I'm going to try to pick publishers that aren't just in the big three cities, but any study of "culture," not the publishing industry, is going to be heavily influenced by the pull of the Northeastern cities.

This raises some interesting questions about how well book data works for generalizations about American culture as a whole. For a lot of purposes, including the one that Culturomics says it's interested in, a well-cultivated collection of scanned newspapers with text files released into the public domain with metadata would be much better. Newspapers are generally published in the places some of their editorial content comes from (although a lot of it was republished/stolen from other newspapers in the 19C, right?) so it would let you see, say, some really interesting things depending on how much data you got. You could see, over several days, the spread of news about Mexican War battles. Or you could trace newspaper coverage of campaigns to whistlestop tours, or compare the relative newspaper coverage of a dull campaign like 1888 to an exciting one like 1896. I'd want to see, maybe, how discussion of the League of Nations tracked Wilson's tour. It's easy to think of a lot of things like this. We currently have scanned newspaper databases, but as far as I know, they don't release their text and metada, but rather shoehorn you into a web interface. Maybe we just need individual dissertators to strike content agreements to do research, but of course I'd rather see everyone have free access like IA gives to books. Is anything like that out there or coming down the pike?
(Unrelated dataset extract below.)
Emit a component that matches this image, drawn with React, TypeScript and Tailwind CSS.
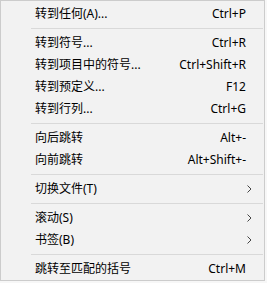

Since I'm doing more traditional intellectual history, I'm not worried about using books instead. I'm mostly interested in not regional variations, but genre variation; I want to know what psychology books say, and I don't really care if few were published in the South. But it does affect other types of questions we might ask. Just thought I'd throw that out there.

1 comment:

  1. Note: one mistake with this chart is the Nebraska data, which I thought I fixed but realize I didn't. As far as I can tell, whoever set up the codes used "NB" for Nebraska instead of "NE," so it shows up as two here instead a few dozen/hundred like it should.